Here is an article on Eco Brooklyn in today’s NY Times Blog.
http://fort-greene.thelocal.nytimes.com/2010/06/29/sustainable-brownstone-101/
The general gist is that green building can be affordable. They say Eco Brooklyn “practices guerrilla green-building techniques” to achieve this, which involves a lot of dumpster diving and salvage.
We try to set up more formal ways of collecting material but it is not easy. I had an agreement with a contractor who was renovating a brownstone that instead of cutting the wood joists and throwing them out he would take them out whole and give them to me. He saves on dumpster fees, the wood is saved, and I save money while being green. Triple bottom line – people, planet, profit.

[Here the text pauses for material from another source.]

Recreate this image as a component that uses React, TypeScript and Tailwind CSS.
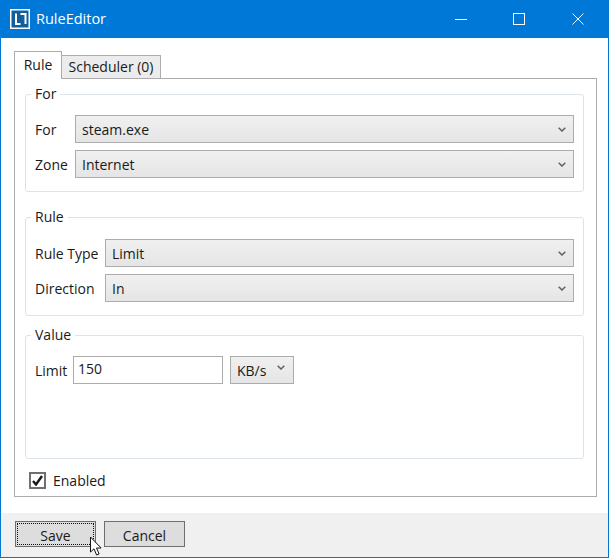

I hadn’t heard from him so today I drove by his job site to see how his progress was. I was met by a dumpster full of cut joists. Very discouraging. I see a lot of waste and am used to it. People don’t know any better. But I get bummed when people blatantly waste when there is an alternative. Forget about saving the planet for a second, the irony is that being green would save the contractor money.
This contractor inertia means a lot of our salvage is done without formal supply streams – dumpster diving, catching contractors at the moment they take out the material, getting an inside garbage tip from a worker etc.
We’d much rather not have to be so guerrilla. But unfortunately it is one of the few green building options for now.